Repeat everything from the first line of the listing below through the line that contains "let noAutocomplete = $state(false);", exactly. Leave out pictures.

--- START INFORMATION PROVIDED ---

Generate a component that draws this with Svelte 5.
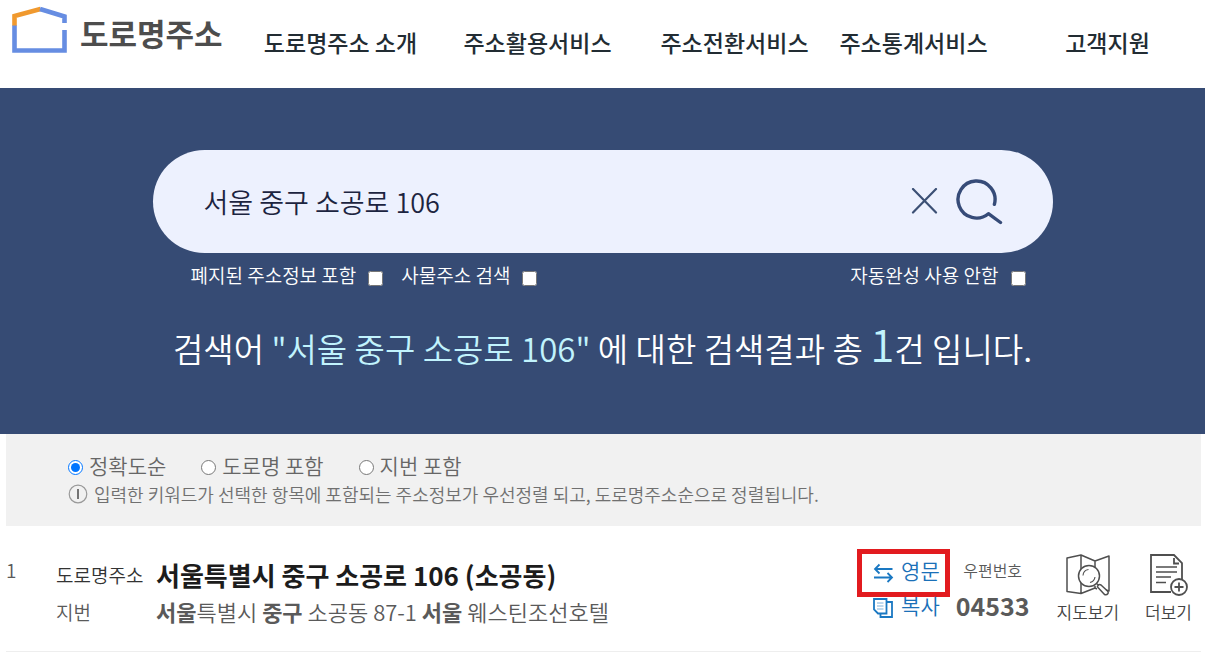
<script lang="ts">
	const menu = ['도로명주소 소개', '주소활용서비스', '주소전환서비스', '주소통계서비스', '고객지원'];
	const sorts = [
		{ value: 'accuracy', label: '정확도순' },
		{ value: 'road', label: '도로명 포함' },
		{ value: 'jibun', label: '지번 포함' }
	];

	let keyword = $state('서울 중구 소공로 106');
	let submitted = $state('서울 중구 소공로 106');
	let sort = $state('accuracy');
	let includeClosed = $state(false);
	let objectSearch = $state(false);
	let noAutocomplete = $state(false);

	function search(e: SubmitEvent) {
		e.preventDefault();
		submitted = keyword;
	}
</script>

<header>
	<a class="logo" href="#home">
		<svg width="56" height="48" viewBox="0 0 56 48" fill="none" stroke-width="4.6" aria-hidden="true">
			<path d="M2.500 20V10L28.500 3" stroke="#f0992e" />
			<path d="M28 3L52.500 10.500V17M52.500 24V44.500H2.500V19.500" stroke="#668de2" />
		</svg>
		<span>도로명주소</span>
	</a>
	<nav>
		{#each menu as item}
			<a href="#menu">{item}</a>
		{/each}
	</nav>
</header>

<section class="banner">
	<form onsubmit={search}>
		<div class="search">
			<input type="text" aria-label="검색어" bind:value={keyword} />
			<button type="button" aria-label="지우기" onclick={() => (keyword = '')}>
				<svg width="27" height="28" viewBox="0 0 27 28" fill="none" stroke="#3c5075" stroke-width="2.2" stroke-linecap="round">
					<path d="M2 1L25 24.500M25 1L2 24.500" />
				</svg>
			</button>
			<button type="submit" aria-label="검색">
				<svg width="48" height="48" viewBox="0 0 48 48" fill="none" stroke="#364b78" stroke-width="3.4" stroke-linecap="round" stroke-linejoin="round">
					<path d="M38.400 26.300A18.500 18.500 0 1 0 32.400 35.700L44.500 44.500" />
				</svg>
			</button>
		</div>
		<div class="options">
			<label>폐지된 주소정보 포함 <input type="checkbox" bind:checked={includeClosed} /></label>
			<label>사물주소 검색 <input type="checkbox" bind:checked={objectSearch} /></label>
			<label class="end">자동완성 사용 안함 <input type="checkbox" bind:checked={noAutocomplete} /></label>
		</div>
	</form>
	<p class="summary">
		검색어 <em>"{submitted}"</em> 에 대한 검색결과 총 <em class="count">1</em>건 입니다.
	</p>
</section>

<main>
	<section class="filter">
		<div class="sorts">
			{#each sorts as s}
				<label><input type="radio" name="sort" value={s.value} bind:group={sort} />{s.label}</label>
			{/each}
		</div>
		<p class="note">
			<svg width="20" height="20" viewBox="0 0 20 20" fill="none" aria-hidden="true">
				<circle cx="10" cy="10" r="8.8" stroke="#999" stroke-width="1.2" />
				<path d="M10 5v10" stroke="#555" stroke-width="1.6" />
			</svg>
			입력한 키워드가 선택한 항목에 포함되는 주소정보가 우선정렬 되고, 도로명주소순으로 정렬됩니다.
		</p>
	</section>

	<article>
		<span class="index">1</span>
		<dl>
			<dt>도로명주소</dt>
			<dd class="road">서울특별시 중구 소공로 106 (소공동)</dd>
			<dt class="sub">지번</dt>
			<dd class="jibun"><b>서울</b>특별시 <b>중구</b> 소공동 87-1 <b>서울</b> 웨스틴조선호텔</dd>
		</dl>
		<div class="links">
			<button type="button" class="marked">
				<svg width="21" height="20" viewBox="0 0 21 20" fill="none" stroke="#1a78c2" stroke-width="1.8" aria-hidden="true">
					<path d="M19.500 6H2M6.500 1.500L2 6L6.500 10.500M1 14.500H19M14.500 10L19 14.500L14.500 19" />
				</svg>
				영문
			</button>
			<button type="button">
				<svg width="21" height="20" viewBox="0 0 21 20" fill="none" stroke="#1a78c2" stroke-width="1.8" aria-hidden="true">
					<path d="M1 1H13.500V15.500H5L1 11.500ZM14 4H19V19H7.500V16" />
					<path d="M4 5H10.500M4 8H10.500M4 11H10.500" stroke="#7fb2dc" stroke-width="1" />
				</svg>
				복사
			</button>
		</div>
		<div class="zip">
			<span>우편번호</span>
			<strong>04533</strong>
		</div>
		<button type="button" class="tool map">
			<svg width="44" height="42" viewBox="0 0 44 42" fill="none" stroke="#4f4f4f" stroke-width="1.5" stroke-linejoin="round" aria-hidden="true">
				<path d="M31 35L29 34L15 39.500L1 37.500V4L15 1L29 7L43 2V37L40 36M15 1V39.500M29 7V14M29 32V34" />
				<circle cx="23" cy="22" r="10.500" fill="#fff" />
				<path d="M17 21.500A6.500 6.500 0 0 1 22.500 15.500M29 23A6.500 6.500 0 0 1 24 28.500" stroke-width="1.1" />
				<path d="M30.500 29.500L33 31.500M32 33.500L38.500 40.500Q40.500 41.500 42 39.500Q42.500 38 41.500 37L35 31Q33 30 32 31.500Q31 32.500 32 33.500Z" />
			</svg>
			지도보기
		</button>
		<button type="button" class="tool">
			<svg width="40" height="42" viewBox="0 0 40 42" fill="none" stroke="#4f4f4f" stroke-width="1.8" aria-hidden="true">
				<path d="M33 25V9L25 1H2V38H22" />
				<path d="M25 4V9.500H30" />
				<path d="M7 13H28M7 18H28M7 23H22M7 28.500H17" stroke-width="1.500" />
				<circle cx="30" cy="33" r="8" fill="#fff" />
				<path d="M30 28.500V37.500M25.500 33H34.500" />
			</svg>
			더보기
		</button>
	</article>
</main>

<style>
	:global(body) {
		margin: 0;
		background: #fff;
		color: #5a5a5a;
		font-family: 'Noto Sans CJK KR', 'Noto Sans', sans-serif;
	}

	a {
		color: inherit;
		text-decoration: none;
	}

	button {
		padding: 0;
		border: 0;
		background: none;
		color: inherit;
		font: inherit;
		cursor: pointer;
	}

	svg {
		display: block;
		flex: none;
	}

	input[type='checkbox'],
	input[type='radio'] {
		width: 15px;
		height: 15px;
		margin: 0;
	}

	header {
		display: flex;
		height: 88px;
	}

	.logo {
		display: flex;
		flex: none;
		gap: 12px;
		box-sizing: border-box;
		width: 242px;
		padding: 6px 0 0 12px;
		color: #4d4d4d;
		font-size: 31px;
		font-weight: 700;
		line-height: 54px;
	}

	nav {
		display: grid;
		flex: 1;
		grid-template-columns: 197fr 197fr 197fr 161fr 211fr;
		color: #222c33;
		font-size: 23px;
		font-weight: 500;
		line-height: 85px;
		text-align: center;
		white-space: nowrap;
	}

	nav a:last-child {
		padding-left: 16px;
	}

	.banner {
		padding: 62px 20px 57px;
		background: #364b74;
		color: #fff;
		font-weight: 350;
	}

	form {
		max-width: 900px;
		margin: 0 auto;
	}

	.search {
		display: flex;
		align-items: center;
		gap: 18px;
		height: 103px;
		padding: 0 49px 0 51px;
		border-radius: 52px;
		background: #edf1fe;
		box-sizing: border-box;
	}

	.search input {
		flex: 1;
		min-width: 0;
		padding: 0;
		border: 0;
		background: none;
		color: #1c2440;
		font: inherit;
		font-size: 27px;
		outline: none;
	}

	.options {
		display: flex;
		gap: 18px;
		padding: 7px 27px 0 38px;
		font-size: 19px;
		line-height: 30px;
	}

	.options label {
		display: flex;
		align-items: center;
		gap: 12px;
	}

	.options input {
		margin-top: 6px;
	}

	.options .end {
		margin-left: auto;
	}

	.summary {
		margin: 29px 0 0;
		font-size: 33px;
		line-height: 58px;
		text-align: center;
	}

	.summary em {
		color: #c1f3fd;
		font-style: normal;
	}

	.summary .count {
		font-size: 44px;
		line-height: 40px;
	}

	main {
		padding: 0 4px 0 6px;
	}

	.filter {
		padding: 17px 62px 18px;
		background: #f1f1f1;
		color: #666;
		font-weight: 350;
	}

	.sorts {
		display: flex;
		gap: 35px;
		font-size: 21px;
		line-height: 29px;
	}

	.sorts label {
		display: flex;
		align-items: center;
		gap: 6px;
	}

	.sorts input {
		margin-top: 4px;
	}

	.note {
		display: flex;
		align-items: center;
		gap: 6px;
		margin: 0;
		color: #707070;
		font-size: 18px;
		line-height: 28px;
	}

	article {
		display: flex;
		align-items: flex-start;
		padding: 30px 9px 21px 0;
		border-bottom: 1px solid #eee;
		font-weight: 350;
	}

	.index {
		width: 50px;
		font-size: 19px;
		line-height: 28px;
	}

	dl {
		display: grid;
		flex: 1;
		grid-template-columns: 100px 1fr;
		margin: 0;
		line-height: 37px;
		white-space: nowrap;
	}

	dt {
		color: #333;
		font-size: 19px;
	}

	.sub {
		color: #5a5a5a;
	}

	dd {
		margin: 0;
	}

	.road {
		color: #1c1c1c;
		font-size: 26px;
		font-weight: 700;
	}

	.jibun {
		font-size: 22px;
	}

	.jibun b {
		font-weight: 700;
	}

	.links {
		display: flex;
		flex-direction: column;
		margin: -3px 16px 0 0;
		color: #1a70b8;
		font-size: 21px;
		line-height: 35px;
	}

	.links button {
		position: relative;
		display: flex;
		align-items: center;
		gap: 7px;
	}

	.links svg {
		margin-top: 5px;
	}

	.marked::after {
		position: absolute;
		inset: -4px -10px -9px -16px;
		border: 5px solid #e21b1f;
		content: '';
	}

	.zip {
		display: flex;
		flex-direction: column;
		align-items: center;
		margin: -3px 27px 0 0;
		font-size: 16px;
		line-height: 35px;
	}

	.zip strong {
		font-size: 25px;
		font-weight: 700;
	}

	.tool {
		display: flex;
		flex-direction: column;
		align-items: center;
		gap: 3px;
		margin-top: -2px;
		color: #444;
		font-size: 17px;
		line-height: 25px;
	}

	.map {
		margin-right: 26px;
	}
</style>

--- END INFORMATION PROVIDED ---

- _RESPONSE_:
Generate a component that draws this with Svelte 5.
<script lang="ts">
	const menu = ['도로명주소 소개', '주소활용서비스', '주소전환서비스', '주소통계서비스', '고객지원'];
	const sorts = [
		{ value: 'accuracy', label: '정확도순' },
		{ value: 'road', label: '도로명 포함' },
		{ value: 'jibun', label: '지번 포함' }
	];

	let keyword = $state('서울 중구 소공로 106');
	let submitted = $state('서울 중구 소공로 106');
	let sort = $state('accuracy');
	let includeClosed = $state(false);
	let objectSearch = $state(false);
	let noAutocomplete = $state(false);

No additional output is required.